The Lord answered Nathanael, “Before Philip called you, when you were under the fig tree, I saw you.”  When in Scripture we hear of a fig tree it is not an inconsequential detail: the fig tree is meant to remind us of the first mention of figs in the Bible, “Then the eyes of both of them were opened, and they knew that they were naked; and they sewed fig leaves together and made themselves coverings.”[5]  In the biblical narrative, a fig is connected directly with sin.  “When you were under the fig tree,” can, being interpreted, mean “when you were under sin.”  So the Lord says to Nathanael, “Before Philip called you, when you were under sin, I saw you.”  And he says the same to us, “Before you even accepted your true self, underneath the mask you pretend to be, before you even realised you were sinful, I saw you.”

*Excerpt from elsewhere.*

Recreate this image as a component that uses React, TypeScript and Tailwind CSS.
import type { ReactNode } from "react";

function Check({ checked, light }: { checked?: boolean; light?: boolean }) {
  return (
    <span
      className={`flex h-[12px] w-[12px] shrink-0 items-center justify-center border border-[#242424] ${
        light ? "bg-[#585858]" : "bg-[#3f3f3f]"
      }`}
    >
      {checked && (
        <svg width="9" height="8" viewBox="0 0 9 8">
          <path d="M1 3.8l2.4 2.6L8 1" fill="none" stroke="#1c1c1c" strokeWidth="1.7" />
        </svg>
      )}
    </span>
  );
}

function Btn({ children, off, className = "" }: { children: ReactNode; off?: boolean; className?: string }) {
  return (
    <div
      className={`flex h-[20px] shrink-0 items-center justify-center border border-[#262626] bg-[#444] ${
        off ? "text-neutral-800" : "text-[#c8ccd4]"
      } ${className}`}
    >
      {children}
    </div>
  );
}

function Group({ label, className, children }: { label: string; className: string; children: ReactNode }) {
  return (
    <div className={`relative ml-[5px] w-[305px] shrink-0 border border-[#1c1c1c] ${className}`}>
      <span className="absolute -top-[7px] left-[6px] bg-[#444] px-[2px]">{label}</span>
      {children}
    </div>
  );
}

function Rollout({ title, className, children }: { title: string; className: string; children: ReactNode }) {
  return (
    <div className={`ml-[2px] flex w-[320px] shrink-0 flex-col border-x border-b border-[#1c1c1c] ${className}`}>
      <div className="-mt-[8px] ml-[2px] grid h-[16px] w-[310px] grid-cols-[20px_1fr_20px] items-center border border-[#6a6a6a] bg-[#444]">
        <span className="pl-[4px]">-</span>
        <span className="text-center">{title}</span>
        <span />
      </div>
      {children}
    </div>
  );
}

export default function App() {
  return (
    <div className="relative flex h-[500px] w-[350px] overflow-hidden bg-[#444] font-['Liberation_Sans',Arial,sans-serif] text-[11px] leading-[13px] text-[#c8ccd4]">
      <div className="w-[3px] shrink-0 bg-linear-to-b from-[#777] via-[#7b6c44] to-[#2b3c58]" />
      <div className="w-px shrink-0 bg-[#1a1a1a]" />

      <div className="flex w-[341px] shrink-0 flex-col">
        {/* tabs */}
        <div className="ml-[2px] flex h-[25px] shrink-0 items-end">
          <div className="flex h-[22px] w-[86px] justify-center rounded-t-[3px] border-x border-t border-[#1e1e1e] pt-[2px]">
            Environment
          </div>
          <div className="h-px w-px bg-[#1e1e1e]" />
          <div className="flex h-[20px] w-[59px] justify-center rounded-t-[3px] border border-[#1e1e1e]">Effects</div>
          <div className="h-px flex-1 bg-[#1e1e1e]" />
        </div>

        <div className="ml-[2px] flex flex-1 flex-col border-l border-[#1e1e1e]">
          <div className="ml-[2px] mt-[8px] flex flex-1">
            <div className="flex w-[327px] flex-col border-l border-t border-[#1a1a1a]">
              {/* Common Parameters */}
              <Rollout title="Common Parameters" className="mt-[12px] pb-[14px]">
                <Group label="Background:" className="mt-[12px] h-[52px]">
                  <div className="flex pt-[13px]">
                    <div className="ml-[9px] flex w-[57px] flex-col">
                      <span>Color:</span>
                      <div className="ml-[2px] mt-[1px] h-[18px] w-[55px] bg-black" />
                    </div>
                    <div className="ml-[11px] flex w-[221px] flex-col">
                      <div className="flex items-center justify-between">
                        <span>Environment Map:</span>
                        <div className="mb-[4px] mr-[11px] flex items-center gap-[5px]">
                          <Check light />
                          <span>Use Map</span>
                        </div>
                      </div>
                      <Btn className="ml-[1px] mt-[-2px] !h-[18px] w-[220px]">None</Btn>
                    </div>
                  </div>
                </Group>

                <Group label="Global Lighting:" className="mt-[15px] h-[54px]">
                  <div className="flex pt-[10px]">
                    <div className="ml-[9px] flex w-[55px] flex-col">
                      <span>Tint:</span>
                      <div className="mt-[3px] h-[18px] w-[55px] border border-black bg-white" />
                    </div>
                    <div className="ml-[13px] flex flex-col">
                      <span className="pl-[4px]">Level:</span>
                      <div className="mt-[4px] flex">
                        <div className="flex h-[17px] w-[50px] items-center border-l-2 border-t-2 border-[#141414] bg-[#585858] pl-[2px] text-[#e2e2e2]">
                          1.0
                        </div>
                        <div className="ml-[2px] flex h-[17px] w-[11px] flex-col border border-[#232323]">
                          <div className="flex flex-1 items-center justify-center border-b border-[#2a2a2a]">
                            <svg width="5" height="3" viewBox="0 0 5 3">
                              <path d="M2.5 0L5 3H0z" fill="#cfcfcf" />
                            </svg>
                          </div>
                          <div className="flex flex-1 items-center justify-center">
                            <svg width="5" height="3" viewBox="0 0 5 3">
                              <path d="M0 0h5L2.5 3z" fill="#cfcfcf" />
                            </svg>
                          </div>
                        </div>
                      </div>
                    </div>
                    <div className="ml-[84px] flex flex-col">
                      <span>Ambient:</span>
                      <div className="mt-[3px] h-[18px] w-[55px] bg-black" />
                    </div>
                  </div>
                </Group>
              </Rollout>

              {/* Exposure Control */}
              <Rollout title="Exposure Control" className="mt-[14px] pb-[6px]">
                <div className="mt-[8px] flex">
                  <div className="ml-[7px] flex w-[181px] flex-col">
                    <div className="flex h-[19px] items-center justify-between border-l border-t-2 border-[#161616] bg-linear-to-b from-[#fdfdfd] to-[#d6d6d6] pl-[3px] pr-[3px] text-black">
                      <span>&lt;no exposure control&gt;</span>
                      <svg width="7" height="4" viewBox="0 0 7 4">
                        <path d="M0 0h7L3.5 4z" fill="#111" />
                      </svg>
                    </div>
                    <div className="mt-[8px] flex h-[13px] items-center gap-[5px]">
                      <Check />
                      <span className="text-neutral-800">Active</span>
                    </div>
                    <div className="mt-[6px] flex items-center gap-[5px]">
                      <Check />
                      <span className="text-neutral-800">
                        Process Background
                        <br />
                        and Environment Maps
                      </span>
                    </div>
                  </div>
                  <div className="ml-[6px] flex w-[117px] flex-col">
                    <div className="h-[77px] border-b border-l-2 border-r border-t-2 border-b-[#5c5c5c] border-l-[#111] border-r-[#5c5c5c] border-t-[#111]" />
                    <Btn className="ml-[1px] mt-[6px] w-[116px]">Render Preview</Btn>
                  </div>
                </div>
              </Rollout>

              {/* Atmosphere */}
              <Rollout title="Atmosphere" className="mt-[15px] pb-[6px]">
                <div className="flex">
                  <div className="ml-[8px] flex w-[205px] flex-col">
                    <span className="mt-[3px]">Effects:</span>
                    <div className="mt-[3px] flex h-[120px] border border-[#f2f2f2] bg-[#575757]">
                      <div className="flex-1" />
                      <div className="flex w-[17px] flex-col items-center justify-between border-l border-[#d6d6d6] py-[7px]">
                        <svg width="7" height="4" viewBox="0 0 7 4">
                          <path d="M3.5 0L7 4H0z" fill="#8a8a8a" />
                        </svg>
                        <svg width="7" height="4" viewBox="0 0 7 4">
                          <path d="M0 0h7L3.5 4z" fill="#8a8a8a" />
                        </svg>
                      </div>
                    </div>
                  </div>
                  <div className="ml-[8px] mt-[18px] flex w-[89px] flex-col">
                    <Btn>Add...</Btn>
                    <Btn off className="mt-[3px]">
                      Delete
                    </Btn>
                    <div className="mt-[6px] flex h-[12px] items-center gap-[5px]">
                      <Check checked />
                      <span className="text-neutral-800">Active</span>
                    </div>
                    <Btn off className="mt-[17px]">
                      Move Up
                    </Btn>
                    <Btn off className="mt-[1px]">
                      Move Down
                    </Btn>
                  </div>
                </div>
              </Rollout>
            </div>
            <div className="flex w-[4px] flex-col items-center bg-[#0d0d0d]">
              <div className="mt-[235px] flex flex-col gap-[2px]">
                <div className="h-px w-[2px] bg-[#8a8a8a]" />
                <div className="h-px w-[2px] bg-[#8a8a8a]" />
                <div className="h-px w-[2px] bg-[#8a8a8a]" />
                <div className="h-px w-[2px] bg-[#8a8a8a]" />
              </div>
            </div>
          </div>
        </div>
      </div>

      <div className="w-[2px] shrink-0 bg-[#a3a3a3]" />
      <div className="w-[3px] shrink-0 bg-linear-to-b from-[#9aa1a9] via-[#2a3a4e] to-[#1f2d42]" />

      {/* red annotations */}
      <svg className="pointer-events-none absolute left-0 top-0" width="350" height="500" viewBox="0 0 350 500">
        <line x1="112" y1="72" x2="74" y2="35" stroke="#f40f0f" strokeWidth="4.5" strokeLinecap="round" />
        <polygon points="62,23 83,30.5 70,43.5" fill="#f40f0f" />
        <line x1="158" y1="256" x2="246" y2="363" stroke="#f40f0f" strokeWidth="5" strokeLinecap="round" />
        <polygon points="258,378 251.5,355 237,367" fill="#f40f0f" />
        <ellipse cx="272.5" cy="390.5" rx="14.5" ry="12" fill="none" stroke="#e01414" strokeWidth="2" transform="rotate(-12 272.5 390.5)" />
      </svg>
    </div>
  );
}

And Nathanael sees, in this moment, the truth of who he himself is and therefore the truth of the man before him: “Rabbi, You are the Son of God! You are the King of Israel!”  He recognises his sinful self, recognises it and is not repulsed by it since he knows that God can make him whole.  In this recognition of himself he is able to proclaim Christ as the Son of God, the King of Israel.

My dear brothers and sisters in Christ, have we, even after a week, started the Fast?  Have we answered the call to come and see?  Have we stopped eating our neighbour’s flesh?  Do we surround ourselves with icons of Christ and his saints?

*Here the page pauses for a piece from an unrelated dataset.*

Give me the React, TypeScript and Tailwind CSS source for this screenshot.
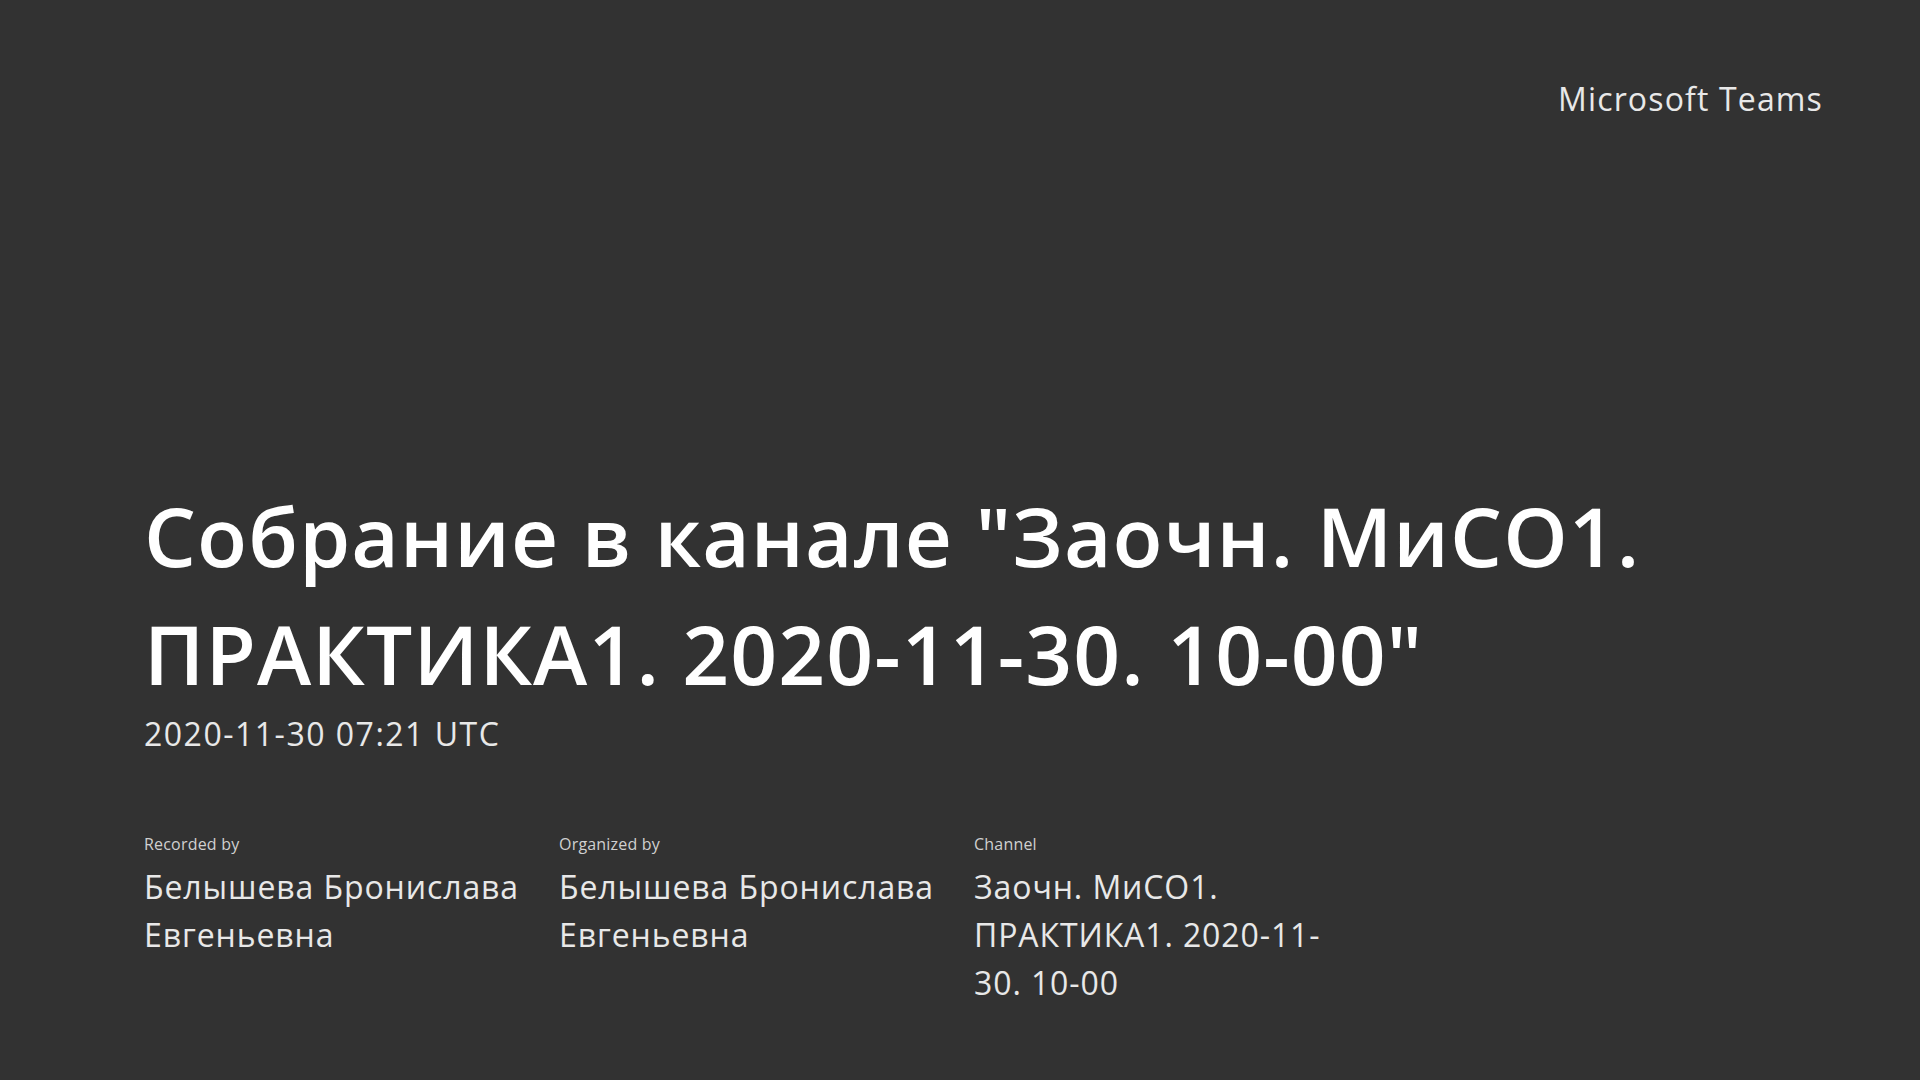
export default function App() {
  return (
    <div className="flex h-[1080px] w-[1920px] flex-col overflow-hidden bg-[#323232] pl-[144px] pr-[97px] pt-[79px] font-['Open_Sans','Noto_Sans',sans-serif] text-white">
      <div className="self-end text-[32px] leading-[40px] tracking-[1.15px] text-[#e8e8e8]">Microsoft Teams</div>

      <h1 className="mt-[357px] w-[1560px] text-[82px] font-semibold leading-[118px] tracking-[1.1px]">
        Собрание в канале "Заочн. МиСО1. ПРАКТИКА1. 2020-11-30. 10-00"
      </h1>
      <div className="text-[32px] leading-[44px] tracking-[1.5px] text-[#e8e8e8]">2020-11-30 07:21 UTC</div>

      <div className="mt-[78px] flex">
        <Meta label="Recorded by" value="Белышева Бронислава Евгеньевна" />
        <Meta label="Organized by" value="Белышева Бронислава Евгеньевна" />
        <Meta label="Channel" value="Заочн. МиСО1. ПРАКТИКА1. 2020-11-30. 10-00" />
      </div>
    </div>
  );
}

function Meta({ label, value }: { label: string; value: string }) {
  return (
    <div className="w-[415px] pr-[30px]">
      <div className="text-[16px] leading-[20px] tracking-[0.2px] text-[#d0d0d0]">{label}</div>
      <div className="mt-[9px] text-[32px] leading-[48px] tracking-[0.9px] text-[#e8e8e8]">{value}</div>
    </div>
  );
}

When we allow Christ into our hearts, through the training offered to us by the disciplines of Lent, we can come to knowledge of our true selves and peel away our own denial and heal our repressions.  Allow him in.  Let the Lord fill your heart that you may be a reflection of his likeness and become the saints we were created to be.

That together with all the elect we may fill the world with holiness and glorify the name of the triune God, Father, Son and Holy Spirit, now and ever, and to the ages of ages, Amen.

[1] See Matt. 7:13-14.
[2] John of Damascus, ‘On the holy images,’ I, 5.
[3] Heb. 12:1.
[4] 2 Cor. 4:7-10.
[5] Gen. 3:7.


Brethren, by faith Moses, when he was grown up, refused to be called the son of Pharaoh’s daughter, choosing rather to share ill-treatment with the people of God than to enjoy the fleeting pleasures of sin. And what more shall I say? For time would fail me to tell of Gideon, Barak, Samson, Jephthah, of David and Samuel and the prophets; who through faith conquered kingdoms, enforced justice, received promises, stopped the mouths of lions, quenched raging fire, escaped the edge of the sword, won strength out of weakness, became mighty in war, and put foreign armies to flight. Women received their dead by resurrection. Some were tortured, refusing to accept release that they might rise again to a better life. Others suffered mocking and scourging, and even chains and imprisonment. They were stoned, they were sawn in two, they were killed with the sword; they went about in skins of sheep and goats, destitute, afflicted, ill-treated—of whom the world was not worthy—wandering over deserts and mountains, and in dens and caves of the earth. And all these, though well attested by their faith, did not receive what was promised, since God had foreseen something better for us, that apart from us they should not be made perfect.

Hebrews 11:24-26, 32-40

At that time, Jesus decided to go to Galilee. And He found Philip and said to him, “Follow Me.”  Now Philip was from Bethsaida, the city of Andrew and Peter. Philip found Nathanael, and said to him, “We have found Him of Whom Moses in the Law and also the Prophets wrote, Jesus of Nazareth, the son of Joseph.” Nathanael said to him, “Can anything good come out of Nazareth?” Philip said to him, “Come and see.” Jesus saw Nathanael coming to Him, and said of him, “Behold, an Israelite indeed, in whom is no guile!” Nathanael said to Jesus, “How do you know me?” Jesus answered him, “Before Philip called you, when you were under the fig tree, I saw you.” Nathanael answered Him, “Rabbi, Thou art the Son of God! Thou art the King of Israel!” Jesus answered him, “Because I said to you, I saw you under the fig tree, do you believe? You shall see greater things than these.” And Jesus said to him, “Truly, truly, I say to you, you will see heaven opened, and the angels of God ascending and descending upon the Son of man.”